Editorial introductory

On this semi-centennial of the American Civil War — the war of the modern Roses in the Western World--these volumes are dedicated to the American people in tribute to the courage and the valor with which they met one of the greatest crises that a nation has ever known — a crisis that changed the course of civilization. We look back at Napoleon through the glamor of time, without fully realizing that here on our own continent are battle-grounds more noble in their purport than all the wars of the ancient regimes. The decades have shrouded the first American Revolution in romance, but the time has now come when this second American revolution, at the turning point of its first half century, is to become an American epic in which nearly three and a half million men gathered on the battle-line to offer their lives for principles that were dear to them.

It is as an American “Battle Abbey” that these pages are opened on this anniversary, so that the eyes of the generations may look upon the actual scenes — not upon the tarnished muskets, the silenced cannon, nor the battle-stained flag, but upon the warriors themselves standing on the firing-line in the heroic struggle when the hosts of the North and the legions of the South met on the battle-grounds of a nation's ideals, with the destiny of a continent hanging in the balance. And what a tribute it is to American character to be able to gather about these pages in peace and brotherhood, without malice and without dissension, within a generation from the greatest fratricidal tragedy in the annals of mankind. The vision is no longer blinded by heart wounds, but as Americans we can see only the heroic self-sacrifice of these men who battled for the decision of one of the world's greatest problems.
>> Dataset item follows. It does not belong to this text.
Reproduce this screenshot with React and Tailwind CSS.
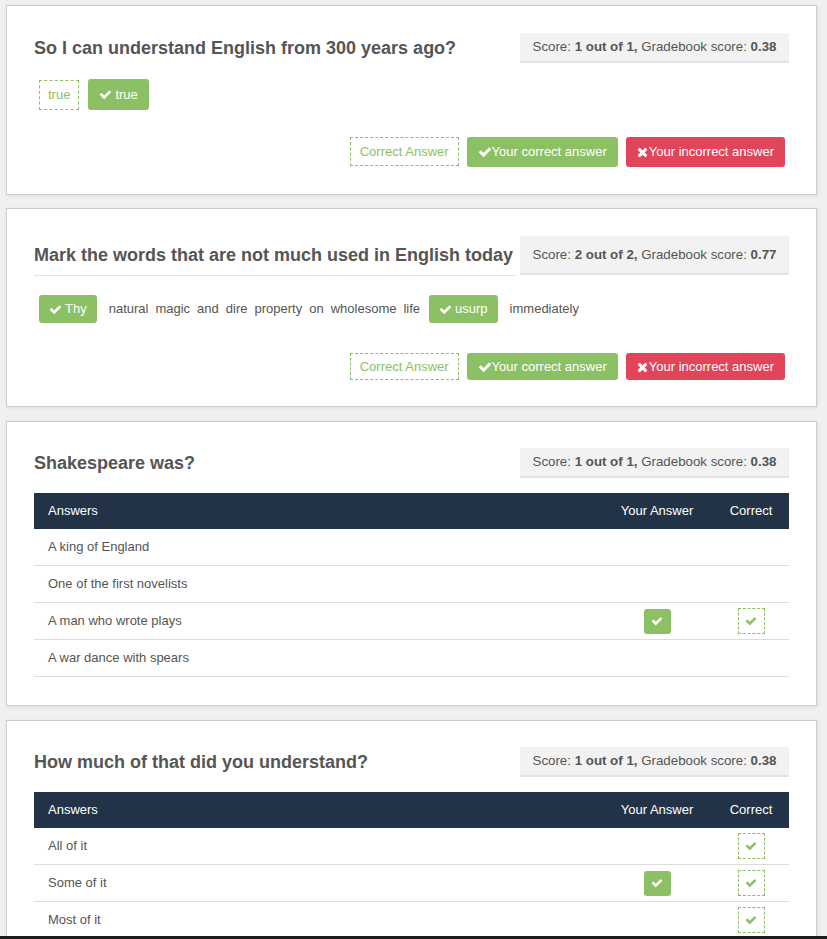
import React from 'react';

const font = { fontFamily: '"Liberation Sans", Arial, sans-serif' };

// Font Awesome 4 style glyphs (heavier than the fa5 ones)
const Check = ({ className = '' }) => (
    <svg viewBox="0 0 1792 1792" className={className} fill="currentColor" aria-hidden="true">
        <path d="M1671 566q0 40-28 68l-724 724-136 136q-28 28-68 28t-68-28l-136-136-362-362q-28-28-28-68t28-68l136-136q28-28 68-28t68 28l294 295 656-657q28-28 68-28t68 28l136 136q28 28 28 68z" />
    </svg>
);

const Times = ({ className = '' }) => (
    <svg viewBox="0 0 1408 1792" className={className} fill="currentColor" aria-hidden="true">
        <path d="M1298 1322q0 40-28 68l-136 136q-28 28-68 28t-68-28l-294-294-294 294q-28 28-68 28t-68-28l-136-136q-28-28-28-68t28-68l294-294-294-294q-28-28-28-68t28-68l136-136q28-28 68-28t68 28l294 294 294-294q28-28 68-28t68 28l136 136q28 28 28 68t-28 68l-294 294 294 294q28 28 28 68z" />
    </svg>
);

const ScoreBox = ({ score, total, grade, tall }) => (
    <div
        className={`flex items-center justify-center shrink-0 w-[269px] bg-[#f2f2f2] border-b-2 border-[#e3e3e3] text-[13.3px] text-[#555] ${tall ? 'h-[39px]' : 'h-[30px]'}`}
    >
        <span>
            Score: <b>{score} out of {total},</b> Gradebook score: <b>{grade}</b>
        </span>
    </div>
);

const Legend = ({ tall }) => (
    <div className="flex justify-end gap-2 pr-[4px] text-[13px]">
        <div className={`flex items-center px-[9px] border border-dashed border-[#8bc164] text-[#8bc164] ${tall ? 'h-[29px]' : 'h-[27px]'}`}>
            Correct Answer
        </div>
        <div className={`flex items-center px-[11px] rounded-[3px] bg-[#8bc164] text-white ${tall ? 'h-[30px]' : 'h-[27px]'}`}>
            <Check className="w-[14px] h-[14px]" />
            Your correct answer
        </div>
        <div className={`flex items-center px-[11px] rounded-[3px] bg-[#e0455a] text-white ${tall ? 'h-[30px]' : 'h-[27px]'}`}>
            <Times className="w-[11px] h-[14px] mr-[1px]" />
            Your incorrect answer
        </div>
    </div>
);

const Chip = ({ children }) => (
    <span className="inline-flex items-center gap-[3px] h-[28px] px-[10px] rounded-[3px] bg-[#8bc164] text-white text-[13px]">
        <Check className="w-[13px] h-[13px]" />
        {children}
    </span>
);

const Card = ({ children, className = '' }) => (
    <div className={`ml-[6px] mr-[10px] bg-white border border-[#cccccc] shadow-[1px_1px_4px_rgba(0,0,0,0.08)] px-[27px] ${className}`}>
        {children}
    </div>
);

const FilledCheck = () => (
    <span className="inline-flex items-center justify-center w-[27px] h-[25px] rounded-[3px] bg-[#8bc164] text-white">
        <Check className="w-[12px] h-[12px]" />
    </span>
);

const DashedCheck = () => (
    <span className="inline-flex items-center justify-center w-[27px] h-[26px] border border-dashed border-[#8bc164] text-[#8bc164]">
        <Check className="w-[12px] h-[12px]" />
    </span>
);

const AnswerTable = ({ rows }) => (
    <div className="mt-[15px] text-[13px]">
        <div className="grid grid-cols-[1fr_96px_76px] gap-x-2 items-center h-[36px] bg-[#233347] text-white">
            <div className="pl-[14px]">Answers</div>
            <div className="text-center">Your Answer</div>
            <div className="text-center">Correct</div>
        </div>
        {rows.map((row, i) => (
            <div key={i} className="grid grid-cols-[1fr_96px_76px] gap-x-2 items-center h-[37px] border-b border-[#dddddd] text-[#555]">
                <div className="pl-[14px]">{row.text}</div>
                <div className="flex justify-center">{row.mine && <FilledCheck />}</div>
                <div className="flex justify-center">{row.correct && <DashedCheck />}</div>
            </div>
        ))}
    </div>
);

const App = () => {
    return (
        <div className="min-h-screen bg-[#f0f0f0] pt-[5px] pb-[20px] text-[#555]" style={font}>
            {/* Q1: true / false */}
            <Card className="pt-[27px] pb-[27px]">
                <div className="flex items-center justify-between">
                    <h2 className="text-[18px] font-bold text-[#555]">So I can understand English from 300 years ago?</h2>
                    <ScoreBox score="1" total="1" grade="0.38" />
                </div>
                <div className="flex items-center gap-[9px] mt-[16px] pl-[5px] text-[13px]">
                    <span className="inline-flex items-center h-[30px] px-[8px] border border-dashed border-[#8bc164] text-[#8bc164]">true</span>
                    <span className="inline-flex items-center gap-[3px] h-[31px] px-[11px] rounded-[3px] bg-[#8bc164] text-white">
                        <Check className="w-[13px] h-[13px]" />
                        true
                    </span>
                </div>
                <div className="mt-[27px]">
                    <Legend tall />
                </div>
            </Card>

            {/* Q2: mark the words */}
            <Card className="mt-[13px] pt-[27px] pb-[26px]">
                <div className="flex items-start justify-between">
                    <h2 className="h-[40px] flex items-center pr-[2px] border-b border-[#e3e3e3] text-[18px] font-bold text-[#555]">
                        Mark the words that are not much used in English today
                    </h2>
                    <ScoreBox score="2" total="2" grade="0.77" tall />
                </div>
                <div className="flex items-center mt-[19px] pl-[5px] text-[13px] text-[#555]">
                    <Chip>Thy</Chip>
                    <span className="ml-[12px] mr-[9px] [word-spacing:3.4px]">natural magic and dire property on wholesome life</span>
                    <Chip>usurp</Chip>
                    <span className="ml-[12px]">immediately</span>
                </div>
                <div className="mt-[30px]">
                    <Legend />
                </div>
            </Card>

            {/* Q3: single choice */}
            <Card className="mt-[14px] pt-[26px] pb-[28px]">
                <div className="flex items-center justify-between">
                    <h2 className="text-[18px] font-bold text-[#555]">Shakespeare was?</h2>
                    <ScoreBox score="1" total="1" grade="0.38" />
                </div>
                <AnswerTable
                    rows={[
                        { text: 'A king of England' },
                        { text: 'One of the first novelists' },
                        { text: 'A man who wrote plays', mine: true, correct: true },
                        { text: 'A war dance with spears' },
                    ]}
                />
            </Card>

            {/* Q4: multiple choice */}
            <Card className="mt-[14px] pt-[26px] pb-[27px]">
                <div className="flex items-center justify-between">
                    <h2 className="text-[18px] font-bold text-[#555]">How much of that did you understand?</h2>
                    <ScoreBox score="1" total="1" grade="0.38" />
                </div>
                <AnswerTable
                    rows={[
                        { text: 'All of it', correct: true },
                        { text: 'Some of it', mine: true, correct: true },
                        { text: 'Most of it', correct: true },
                    ]}
                />
            </Card>

            {/* taskbar edge along the bottom of the window */}
            <div className="fixed left-0 right-0 bottom-0 h-[3px] bg-[#1c1c1c]" />
        </div>
    );
};

export default App;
In this first volume, standing literally before the open door to the “Battle Abbey,” in which the vision of war is to be revealed in all its reality, I take this privilege to refer briefly to a few of the intimate desires that have led to this revelation of The photographic history of the Civil War. As one stands in the library of the War Department at Washington, or before the archives of the American libraries, he feels that the last word of evidence must have been recorded. Nearly seven thousand treatises, containing varying viewpoints relating to this epoch in our national development, have been written — so Dr. Herbert Putnam, Librarian at the Congressional Library at Washington, tells me; while in my home city of Hartford, which is a typical American community, I find nearly two thousand works similar to those that are within the reach of all the American people in every part of the country.
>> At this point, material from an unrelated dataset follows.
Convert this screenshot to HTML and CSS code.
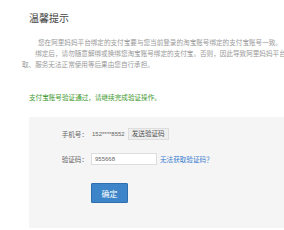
FILE: index.html
```html
<!DOCTYPE html>
<html lang="zh-CN">
<head>
<meta charset="utf-8">
<title>温馨提示</title>
<link rel="stylesheet" href="styles.css">
</head>
<body>
<div class="page">
  <div class="content">
    <h1 class="title">温馨提示</h1>
    <div class="tips">
      <p>您在阿里妈妈平台绑定的支付宝要与您当前登录的淘宝账号绑定的支付宝账号一致。</p>
      <p>绑定后，请勿随意解绑或换绑您淘宝账号绑定的支付宝。否则，因此导致阿里妈妈平台收入无法提取、服务无法正常使用等后果由您自行承担。</p>
    </div>
    <p class="notice">支付宝账号验证通过，请继续完成验证操作。</p>
    <div class="panel">
      <div class="row">
        <span class="label">手机号：</span>
        <div class="field">
          <span class="phone">152****8552</span>
          <button class="send-btn" type="button">发送验证码</button>
        </div>
      </div>
      <div class="row">
        <span class="label">验证码：</span>
        <div class="field">
          <input class="code-input" type="text" value="955668">
          <a class="help-link" href="#">无法获取验证码？</a>
        </div>
      </div>
      <div class="row actions">
        <span class="label"></span>
        <div class="field">
          <button class="submit-btn" type="button">确定</button>
        </div>
      </div>
    </div>
  </div>
</div>
</body>
</html>
```
FILE: styles.css
```css
html, body {
  margin: 0;
  padding: 0;
  background: #ffffff;
}

body {
  font-family: "Liberation Sans", "Noto Sans CJK SC", sans-serif;
  color: #666666;
}

.page {
  width: 284px;
  height: 230px;
  overflow: hidden;
}

.content {
  width: 340px;
  padding: 12px 0 0 22px;
}

.title {
  margin: 0 0 11px 7px;
  font-size: 10px;
  line-height: 14px;
  font-weight: normal;
  color: #444444;
}

.tips p {
  margin: 0;
  width: 300px;
  text-indent: 2em;
  font-size: 6.6px;
  line-height: 11px;
  color: #999999;
}

.tips p:first-child {
  text-indent: 16px;
}

.notice {
  margin: 22px 0 0 7px;
  font-size: 6.6px;
  line-height: 11px;
  color: #3f9a2f;
}

.panel {
  margin: 14px 0 0 7px;
  padding: 11px 0 25px 0;
  background: #f5f5f5;
  display: flex;
  flex-direction: column;
  gap: 13px;
}

.row {
  display: flex;
  align-items: center;
}

.label {
  width: 59px;
  text-align: right;
  font-size: 6.6px;
  line-height: 11px;
  color: #666666;
  flex-shrink: 0;
}

.field {
  margin-left: 3px;
  display: flex;
  align-items: center;
  gap: 3px;
}

.phone {
  font-size: 6px;
  line-height: 11px;
  color: #666666;
  margin-left: 1px;
}

.send-btn {
  margin: 0;
  height: 12px;
  padding: 0 3px;
  border: 1px solid #dddddd;
  background: #eeeeee;
  color: #555555;
  font-family: inherit;
  font-size: 6.6px;
  line-height: 10px;
  border-radius: 0;
}

.code-input {
  box-sizing: border-box;
  margin: 0;
  width: 66px;
  height: 12px;
  padding: 0 3px;
  border: 1px solid #dddddd;
  background: #ffffff;
  color: #666666;
  font-family: inherit;
  font-size: 6px;
  outline: none;
}

.help-link {
  font-size: 6.6px;
  line-height: 11px;
  color: #3a7fd0;
  text-decoration: none;
}

.actions {
  margin-top: 5px;
}

.submit-btn {
  margin: 0;
  width: 37px;
  height: 20px;
  padding: 0;
  border: 1px solid #2f6fae;
  background: #3d85c8;
  color: #ffffff;
  font-family: inherit;
  font-size: 8px;
  border-radius: 1px;
}
```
With this great inheritance before us, military writers have informed me that they cannot understand why the American people have been so little interested in this remarkable war. Great generals have told how they led their magnificent armies in battle; military tacticians have mapped and recorded the movements of regiments and corps with technical [16] accuracy, and historians have faithfully discussed the causes and the effects of this strange crisis in civilization-all of which is a permanent tribute to American scholarship. I have come to the conclusion that the lack of popular interest is because this is not a military nation. The great heart of American citizenship knows little of military maneuver, which is a science that requires either life-study or tradition to cultivate an interest in it.
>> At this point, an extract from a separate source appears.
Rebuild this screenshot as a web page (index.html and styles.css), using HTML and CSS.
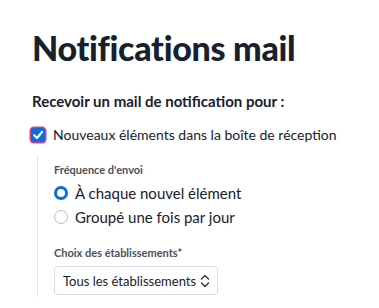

The Americans are a peace-loving people, but when once aroused they are a mighty moral and physical fighting force. It is not their love for the art of war that has caused them to take up arms. It is the impulse of justice that permeates the Western World. The American people feel the pulse of life itself; they love the greater emotions that cause men to meet danger face to face. Their hearts beat to the martial strain of the national anthem “The Star Spangled banner” and they feel the melody in that old Marseillaise of the Confederacy, “Dixie,” for in them they catch mental visions of the sweeping lines under floating banners at the battle-front; they hear the roar of the guns and the clatter of cavalry; but more than that — they feel again the spirit that leads men to throw themselves into the cannon's flame.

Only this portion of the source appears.